Egyptair Chairman, Safwat Muslim, said the Egyptian investigators tasked the firms, one French and one Italian, with locating the electronic recording devices, presumed to be sitting on the seabed at a depth of 3 kilometres, told reporters in Cairo.
He said the flight data recorder and cockpit voice recorder, known as the black boxes would provide crucial information about the Airbus A320’s final moments.
Muslim said the searchers are racing against time because the devices’ underwater locator beacons only transmit “ping” signals for about 30 days.
“30 days is the typical duration of their battery life.
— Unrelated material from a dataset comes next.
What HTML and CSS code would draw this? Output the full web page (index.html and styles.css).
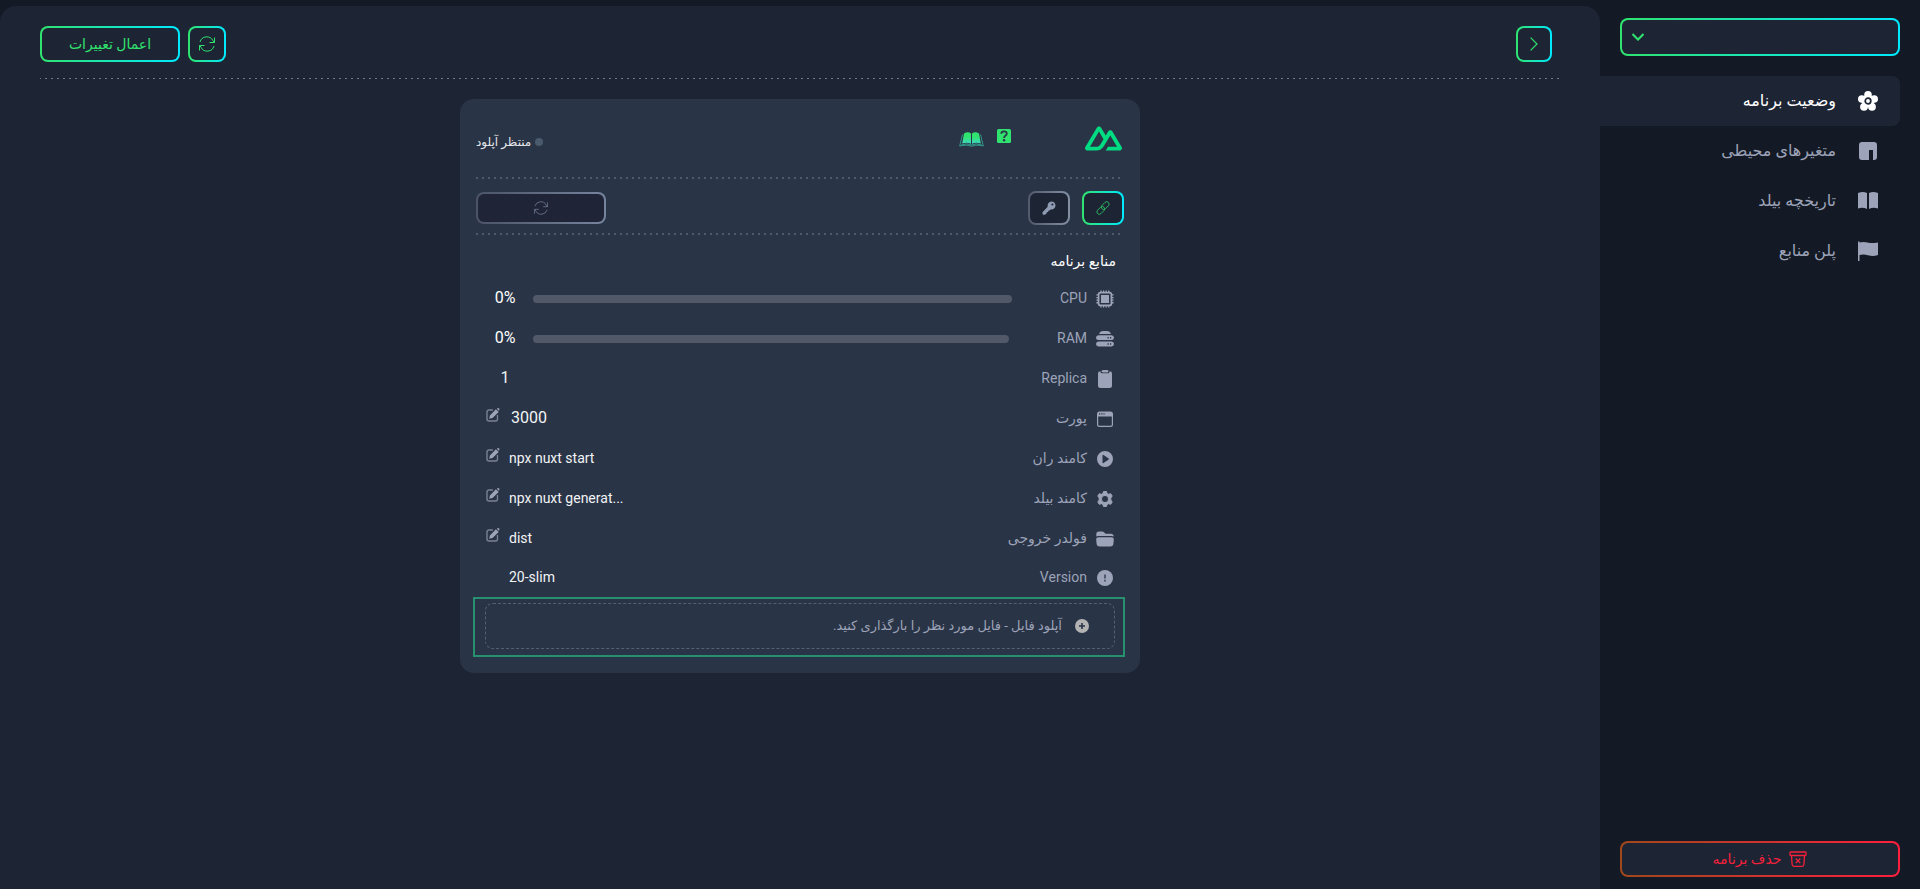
FILE: index.html
```html
<!DOCTYPE html>
<html lang="fa" dir="rtl">
<head>
<meta charset="utf-8">
<meta name="viewport" content="width=device-width, initial-scale=1">
<title>وضعیت برنامه</title>
<link rel="stylesheet" href="styles.css">
</head>
<body>
<svg class="defs" aria-hidden="true">
  <linearGradient id="book-fill" x1="0" y1="0" x2="0" y2="1"><stop offset="0.4" stop-color="#30e36f"/><stop offset="1" stop-color="#3fd9c4"/></linearGradient>
  <symbol id="i-sync" viewBox="0 0 16 16"><path d="M1 6a7 7 0 0 1 13-1.300L15.300 6.500M15.500 1.500V6.500H10.500M15 10A7 7 0 0 1 2 11.300L.700 9.500M.500 14.500V9.500H5.500" fill="none" stroke="currentColor"/></symbol>
  <symbol id="i-edit" viewBox="0 0 14 14"><path d="M7 2H3Q1 2 1 4v7q0 2 2 2h6.500q2 0 2-2V7" fill="none" stroke="currentColor" stroke-width="1.400" opacity=".7"/><path d="M3.200 10.800l.7-3.300 6-6.200 2.800 2.800-6.200 6zM10.900 .8l.6-.5q.8-.6 1.600.1t.1 1.700l-.6.6z" fill="currentColor"/></symbol>
</svg>
<div class="app">
  <aside class="sidebar">
    <select class="project-select" aria-label="انتخاب برنامه"><option></option></select>
    <nav class="nav">
      <a class="nav-item active" href="#status">
        <svg class="nav-icon" viewBox="0 0 20 20"><g fill="currentColor"><circle cx="10" cy="3.800" r="3.800"/><circle cx="16.200" cy="8" r="3.800"/><circle cx="14" cy="15.800" r="3.900"/><circle cx="6" cy="15.800" r="3.900"/><circle cx="3.800" cy="8" r="3.800"/><circle cx="10" cy="10" r="6.500"/></g><circle cx="10" cy="10" r="2.800" fill="none" stroke="#1d2433" stroke-width="1.700"/></svg>
        <span>وضعیت برنامه</span>
      </a>
      <a class="nav-item" href="#env">
        <svg class="nav-icon" viewBox="0 0 20 20"><path fill="currentColor" d="M4 1h12q3 0 3 3v12q0 3-3 3h-1V9h-4v10H4q-3 0-3-3V4q0-3 3-3z"/></svg>
        <span>متغیرهای محیطی</span>
      </a>
      <a class="nav-item" href="#history">
        <svg class="nav-icon" viewBox="0 0 20 20"><path fill="currentColor" d="M0 2q5-2 9 0v16q-4-2-9-.5zM11 2q4-2 9 0v15.500q-5-1.500-9 .5z"/></svg>
        <span>تاریخچه بیلد</span>
      </a>
      <a class="nav-item" href="#plan">
        <svg class="nav-icon" viewBox="0 0 20 20"><path fill="currentColor" d="M0 .5h1.500v1q4-1 8 0 4 1.200 10.500 0V14q-5 2-10 .3-4-1.300-8.500-.3v6H0z"/></svg>
        <span>پلن منابع</span>
      </a>
    </nav>
    <button class="delete-btn" type="button">
      <svg class="archive-icon" viewBox="0 0 18 16" fill="none" stroke="currentColor" stroke-width="1.300"><path d="M1.700 1h14.600q.7 0 .7.700v2q0 .8-.7.800H1.700Q1 4.500 1 3.700v-2Q1 1 1.700 1zM2.500 4.500l.6 9q.2 1.800 1.900 1.800h8q1.700 0 1.900-1.800l.6-9M6.700 7.500l4.600 4.600M11.300 7.500l-4.600 4.600"/></svg>
      <span>حذف برنامه</span>
    </button>
  </aside>

  <main class="main">
    <header class="toolbar">
      <button class="btn btn-square" type="button" aria-label="بعدی"><svg class="chevron" viewBox="0 0 8 14"><path d="M.6 .6L7 7 .6 13.400" fill="none" stroke="currentColor" stroke-width="1.200"/></svg></button>
      <div class="toolbar-actions">
        <button class="btn btn-refresh" type="button" aria-label="بارگذاری مجدد"><svg class="icon-16"><use href="#i-sync"/></svg></button>
        <button class="btn btn-apply" type="button">اعمال تغییرات</button>
      </div>
    </header>

    <section class="card">
      <div class="card-head">
        <svg class="logo" viewBox="0 4 24 16" role="img" aria-label="Nuxt"><path fill="#00dc82" d="M13.4642 19.8295h8.9218c.2834 0 .5618-.0723.8072-.2098a1.5899 1.5899 0 0 0 .5908-.5732 1.5293 1.5293 0 0 0 .216-.783 1.529 1.529 0 0 0-.2167-.7828L17.7916 7.4142a1.5904 1.5904 0 0 0-.5907-.573 1.6524 1.6524 0 0 0-.807-.2099c-.2833 0-.5616.0724-.807.2098a1.5904 1.5904 0 0 0-.5907.5731L13.4642 9.99l-2.9954-5.0366a1.5913 1.5913 0 0 0-.591-.573 1.6533 1.6533 0 0 0-.8071-.2098c-.2834 0-.5617.0723-.8072.2097a1.5913 1.5913 0 0 0-.591.573L.2168 17.4808A1.5292 1.5292 0 0 0 0 18.2635c-.0001.2749.0744.545.216.783a1.59 1.59 0 0 0 .5908.5732c.2454.1375.5238.2098.8072.2098h5.6003c2.219 0 3.8554-.9454 4.9813-2.7899l2.7337-4.5922L16.3935 9.99l4.3944 7.382h-5.8586ZM7.123 17.3694l-3.9083-.0009 5.8586-9.8421 2.9232 4.921-1.9572 3.2892c-.7478 1.1967-1.5972 1.6328-2.9163 1.6328z"/></svg>
        <div class="help-links">
          <a href="#help" aria-label="راهنما"><svg class="help-icon" viewBox="0 0 14 14"><rect width="14" height="14" rx="1.500" fill="#30e36f"/><path d="M4.200 4.800Q4.300 2.300 7 2.300t2.800 2.300Q9.800 6 8.300 6.800 7.100 7.500 7.100 8.900" fill="none" stroke="#293446" stroke-width="1.800"/><circle cx="7.100" cy="11.300" r="1.200" fill="#293446"/></svg></a>
          <a href="#docs" aria-label="مستندات"><svg class="docs-icon" viewBox="0 0 25 15"><path fill="url(#book-fill)" d="M5 1.500Q9-.8 12 1.500v10.300Q8 9.800 3.200 11.500zM20 1.500Q16-.8 13 1.500v10.300q4-2 8.800-.3z"/><path fill="none" stroke="#37cfae" stroke-width=".8" opacity=".8" d="M3.500 2.500L.7 14Q8 12.400 11 14h3q3-1.600 10.300 0L21.500 2.500M2.500 12.800Q8 10.800 12.500 13q4.500-2.200 10-.2"/></svg></a>
        </div>
        <div class="status"><span class="status-dot"></span><span>منتظر آپلود</span></div>
      </div>
      <div class="dots"></div>
      <div class="card-actions">
        <a class="btn btn-tool" href="#link" aria-label="لینک"><svg class="icon-14" viewBox="0 0 14 14" fill="none" stroke="currentColor" stroke-width=".9" opacity=".8"><rect x="4.700" y="2.200" width="9" height="4.800" rx="2.400" transform="rotate(-45 9.200 4.600)"/><rect x=".3" y="7" width="9" height="4.800" rx="2.400" transform="rotate(-45 4.800 9.400)"/></svg></a>
        <button class="btn btn-tool btn-muted" type="button" aria-label="کلید"><svg class="icon-14" viewBox="0 0 14 14"><path fill="currentColor" fill-rule="evenodd" d="M9.500 .5a4 4 0 1 1-.9 7.900l-1 1.100-1.300.2-.2 1.400-1.300.2L4.500 12.600 3 13.700H1.300Q.3 13.500.5 12.500V11.200L5.700 5.800A4.200 4.200 0 0 1 9.500.5zm.9 1.900a1.100 1.100 0 1 0 0 2.200 1.100 1.100 0 0 0 0-2.200z"/></svg></button>
        <button class="btn btn-restart" type="button" disabled aria-label="راه‌اندازی مجدد"><svg class="icon-14"><use href="#i-sync"/></svg></button>
      </div>
      <div class="dots"></div>

      <h2 class="card-title">منابع برنامه</h2>
      <div class="rows">
        <div class="row">
          <svg class="row-icon" viewBox="0 0 18 18"><rect x="2.600" y="2.600" width="12.800" height="12.800" rx="2" fill="none" stroke="currentColor" stroke-width="1.700"/><rect x="5" y="5" width="8" height="8" fill="currentColor"/><path d="M4.300 1.200h10M4.300 16.800h10M1.200 4.300v10M16.800 4.300v10" stroke="currentColor" stroke-width="1.600" stroke-dasharray="1.300 1.300"/></svg>
          <span class="label">CPU</span><div class="bar" role="progressbar" aria-label="CPU" aria-valuenow="0"></div><span class="percent" dir="ltr">0%</span>
        </div>
        <div class="row">
          <svg class="row-icon" viewBox="0 0 18 18"><path fill="currentColor" fill-rule="evenodd" d="M3 4Q4 1 7 1h4q3 0 4 3zM2.500 5.300h13q2.500.3 2.500 2.500t-2.500 2.300h-13Q0 10 0 7.800t2.500-2.500zM11.500 7v1.500h1.200V7zm2.500 0v1.500h1.200V7zM2.500 11.500h13q2.500.3 2.500 2.500t-2.500 2.400h-13Q0 16.200 0 14t2.500-2.500zm9 1.700v1.500h1.200v-1.500zm2.500 0v1.500h1.200v-1.500z"/></svg>
          <span class="label">RAM</span><div class="bar" role="progressbar" aria-label="RAM" aria-valuenow="0"></div><span class="percent" dir="ltr">0%</span>
        </div>
        <div class="row">
          <svg class="row-icon" viewBox="0 0 18 18"><path fill="currentColor" d="M4.300 1.200l.2.800q.4 1.200 1.500 1.200h6q1.100 0 1.500-1.200l.2-.8Q16 1.200 16 3.500v12q0 2.500-2.500 2.500h-9Q2 18 2 15.500v-12q0-2.300 2.300-2.300zM7 0h4q1.500 0 1.500 1.300T11 2.400H7q-1.500 0-1.500-1.100T7 0z"/></svg>
          <span class="label">Replica</span><span class="value value-count">1</span>
        </div>
        <div class="row">
          <svg class="row-icon" viewBox="0 0 18 18"><path fill="currentColor" fill-rule="evenodd" d="M3.500 1.500h11Q17 1.500 17 4v10.500q0 2.500-2.500 2.500h-11Q1 17 1 14.500V4q0-2.500 2.500-2.500zM2.200 6.500v8q0 1.300 1.300 1.300h11q1.300 0 1.300-1.300v-8zM3 3.300v1.200h1.200V3.300zm2.200 0v1.200h1.200V3.300zm2.200 0v1.200h1.200V3.300z"/></svg>
          <span class="label">پورت</span><span class="value value-port" dir="ltr">3000</span><button class="edit" type="button" aria-label="ویرایش پورت"><svg class="icon-14"><use href="#i-edit"/></svg></button>
        </div>
        <div class="row">
          <svg class="row-icon" viewBox="0 0 18 18"><path fill="currentColor" fill-rule="evenodd" d="M9 1a8 8 0 1 1 0 16A8 8 0 0 1 9 1zM6.500 5.300v7.400q.3.700 1 .3l5.200-3.500q.5-.5 0-1L7.500 5q-.7-.4-1 .3z"/></svg>
          <span class="label">کامند ران</span><span class="value" dir="ltr">npx nuxt start</span><button class="edit" type="button" aria-label="ویرایش کامند ران"><svg class="icon-14"><use href="#i-edit"/></svg></button>
        </div>
        <div class="row">
          <svg class="row-icon" viewBox="0 0 18 18"><path fill="currentColor" fill-rule="evenodd" d="M7.500 1.500h3l.6 2 1.400.8 2.200-.6L16.200 6 14.800 8v2l1.400 2-1.500 2.300-2.200-.6-1.400.8-.6 2h-3l-.6-2-1.400-.8-2.200.6L1.800 12l1.400-2V8L1.800 6l1.500-2.300 2.200.6 1.400-.8zM9 5.400a3.600 3.600 0 1 0 0 7.200 3.600 3.600 0 0 0 0-7.200z" stroke="currentColor" stroke-linejoin="round"/></svg>
          <span class="label">کامند بیلد</span><span class="value" dir="ltr">npx nuxt generat...</span><button class="edit" type="button" aria-label="ویرایش کامند بیلد"><svg class="icon-14"><use href="#i-edit"/></svg></button>
        </div>
        <div class="row">
          <svg class="row-icon" viewBox="0 0 18 18"><path fill="currentColor" d="M.3 6.500V4Q.3 1.500 3 1.500h3q1.200 0 2 .8l1 .9q.5.500 1.500.5H15q2.500 0 2.800 2.800-1-.5-2-.5H2.300q-1 0-2 .5zM2.500 7.300h13q2.500.2 2.300 2.500l-.4 4q-.3 2.700-3 2.700H3.600q-2.700 0-3-2.700l-.4-4Q0 7.500 2.500 7.300z"/></svg>
          <span class="label">فولدر خروجی</span><span class="value" dir="ltr">dist</span><button class="edit" type="button" aria-label="ویرایش فولدر خروجی"><svg class="icon-14"><use href="#i-edit"/></svg></button>
        </div>
        <div class="row row-last">
          <svg class="row-icon" viewBox="0 0 18 18"><circle cx="9" cy="9" r="8" fill="currentColor"/><path d="M9 5.500v4M9 10.700v1.700" stroke="#3a465a" stroke-width="1.600"/></svg>
          <span class="label">Version</span><span class="value value-plain" dir="ltr">20-slim</span>
        </div>
      </div>
      <div class="upload">
        <button class="upload-zone" type="button">
          <svg class="icon-14" viewBox="0 0 14 14"><circle cx="7" cy="7" r="7" fill="#b3b3b3"/><path d="M7 4v6M4 7h6" stroke="#293446" stroke-width="1.600"/></svg>
          <span>آپلود فایل - فایل مورد نظر را بارگذاری کنید.</span>
        </button>
      </div>
    </section>
  </main>
</div>
</body>
</html>
```
FILE: styles.css
```css
:root {
  --bg: #141a25;
  --panel: #1d2433;
  --card: #293446;
  --muted: #9da3b8;
  --green: #30e36f;
  --accent: linear-gradient(90deg, #30e36f, #00eaff);
}
* { box-sizing: border-box; }
body {
  margin: 0;
  background: var(--bg);
  color: #fff;
  font: 14px/20px Roboto, "DejaVu Sans", sans-serif;
}
button, select { font: inherit; color: inherit; cursor: pointer; }
a { color: inherit; text-decoration: none; }
svg { display: block; flex: none; }
.defs { position: absolute; width: 0; height: 0; }
.app { display: flex; min-height: 100vh; }

.sidebar {
  flex: 0 0 320px;
  display: flex;
  flex-direction: column;
  padding: 18px 20px 12px 0;
}
.project-select {
  height: 38px;
  margin: 0 0 20px 20px;
  border: 2px solid transparent;
  border-radius: 8px;
  appearance: none;
  outline: none;
  background:
    url("data:image/svg+xml,%3Csvg xmlns='http://www.w3.org/2000/svg' viewBox='0 0 12 8'%3E%3Cpath d='M.5 1l5.500 5.500L11.500 1' fill='none' stroke='%2330e36f' stroke-width='2'/%3E%3C/svg%3E") left 10px center / 12px 8px no-repeat padding-box,
    linear-gradient(var(--panel), var(--panel)) padding-box,
    var(--accent) border-box;
}
.nav { display: flex; flex-direction: column; }
.nav-item {
  display: flex;
  align-items: center;
  gap: 22px;
  height: 50px;
  padding: 0 22px;
  color: var(--muted);
  font-size: 16px;
  border-radius: 0 8px 8px 0;
}
.nav-item.active { background: var(--panel); color: #fff; }
.nav-icon { width: 20px; height: 20px; }
.delete-btn {
  display: flex;
  align-items: center;
  justify-content: center;
  gap: 8px;
  height: 36px;
  margin-top: auto;
  margin-left: 20px;
  padding: 0 6px 0 6px;
  color: #f5203b;
  border: 2px solid transparent;
  border-radius: 8px;
  background:
    linear-gradient(var(--panel), var(--panel)) padding-box,
    linear-gradient(90deg, #a0481c, #ff1f3d) border-box;
}
.archive-icon { width: 18px; height: 16px; }

.main {
  flex: 1;
  min-width: 0;
  margin-top: 6px;
  padding: 20px 40px;
  background: var(--panel);
  border-radius: 16px 16px 0 0;
}
.toolbar {
  display: flex;
  justify-content: space-between;
  padding: 0 8px 17px 0;
  background: repeating-linear-gradient(90deg, #717b8f 0 1px, transparent 1px 5px, #717b8f 5px 6px) bottom / 100% 1px no-repeat;
}
.toolbar-actions { display: flex; gap: 8px; }
.btn {
  display: flex;
  align-items: center;
  justify-content: center;
  height: 36px;
  padding: 0;
  color: var(--green);
  border: 2px solid transparent;
  border-radius: 8px;
  background:
    linear-gradient(var(--panel), var(--panel)) padding-box,
    var(--accent) border-box;
}
.btn-square { width: 36px; }
.btn-refresh { width: 38px; }
.btn-apply { width: 140px; }
.chevron { width: 8px; height: 14px; }
.icon-16 { width: 16px; height: 16px; }
.icon-14 { width: 14px; height: 14px; }

.card {
  max-width: 680px;
  margin: 20px auto 0;
  padding: 0 16px 16px;
  background: var(--card);
  border-radius: 14px;
}
.card-head {
  display: flex;
  align-items: center;
  height: 78px;
}
.logo { width: 37px; height: 25px; margin-right: 2px; }
.help-links { display: flex; gap: 13px; margin-right: 74px; }
.help-icon { width: 14px; height: 14px; }
.docs-icon { width: 25px; height: 15px; margin-top: 3px; }
.status {
  display: flex;
  align-items: center;
  gap: 4px;
  margin-right: auto;
  padding-top: 8px;
  color: #e4e6ea;
  font-size: 12px;
}
.status-dot { width: 8px; height: 8px; border-radius: 50%; background: #495a6c; }
.dots {
  height: 2px;
  background: repeating-linear-gradient(90deg, #4f5a6b 0 2px, transparent 2px 6px);
}
.card-actions {
  display: flex;
  align-items: center;
  gap: 12px;
  height: 54px;
  padding-top: 4px;
}
.btn-tool { width: 42px; height: 34px; }
.btn-muted, .btn-restart {
  color: #8f9bb3;
  background:
    linear-gradient(var(--panel), var(--panel)) padding-box,
    linear-gradient(90deg, #51596c, #8490a4) border-box;
}
.btn-restart {
  width: 130px;
  height: 32px;
  margin-right: auto;
  color: #68748a;
  background:
    linear-gradient(#1f2537, #1f2537) padding-box,
    linear-gradient(90deg, #4b5467, #76849c) border-box;
}
.card-title {
  margin: 16px 8px 7px;
  font-size: 14px;
  font-weight: 400;
  line-height: 20px;
}
.row {
  display: flex;
  align-items: center;
  height: 40px;
  padding: 0 10px;
  color: var(--muted);
}
.row-last { height: 37px; }
.row-icon { width: 18px; height: 18px; margin-top: 2px; }
.label { margin-right: 9px; }
.bar {
  flex: 1;
  height: 8px;
  margin-top: 2px;
  margin-right: 48px;
  border-radius: 4px;
  background: #515968;
}
.percent {
  width: 38px;
  margin-right: 9px;
  color: #fff;
  font-size: 16px;
  text-align: center;
}
.value { margin-right: auto; color: #f2f3f5; }
.value-count, .value-port { font-size: 16px; }
.value-count { width: 38px; text-align: center; }
.value-plain { margin-left: 23px; }
.edit {
  padding: 0 0 6px;
  margin-right: 9px;
  border: 0;
  background: none;
  color: var(--muted);
}
.value-port + .edit { margin-right: 11px; }
.upload {
  margin: 2px -1px 0 -3px;
  padding: 4px 8px 6px 10px;
  border: 2px solid #27916f;
}
.upload-zone {
  display: flex;
  align-items: center;
  gap: 13px;
  width: 100%;
  height: 46px;
  padding: 0 25px;
  color: var(--muted);
  font-size: 13px;
  border: 1px dashed #556073;
  border-radius: 8px;
  background: none;
}
```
A day after the crash, Egyptair announced that wreckage from the jet and some body parts had been recovered from the sea.
The airline said the searches for remaining debris and human remains are continuing.
Speaking in the aftermath of the incident, Egyptian Civil Aviation Minister, Sherif Fathy, said that the likelihood of a terrorist attack was “far higher than the likelihood that the plane developed a technical failure.”
Meanwhile, Egyptian President, Abdel-Fattah al-Sissi has warned against rushing to conclusions as to the cause of the crash.
The disaster came almost six months after a Russian passenger jet broke up in mid-air shortly after take-off from the resort of Sharm el-Sheikh in Egypt’s Sinai Peninsula, killing all 224 people on board.
Russian authorities said that the incident was caused by a bomb.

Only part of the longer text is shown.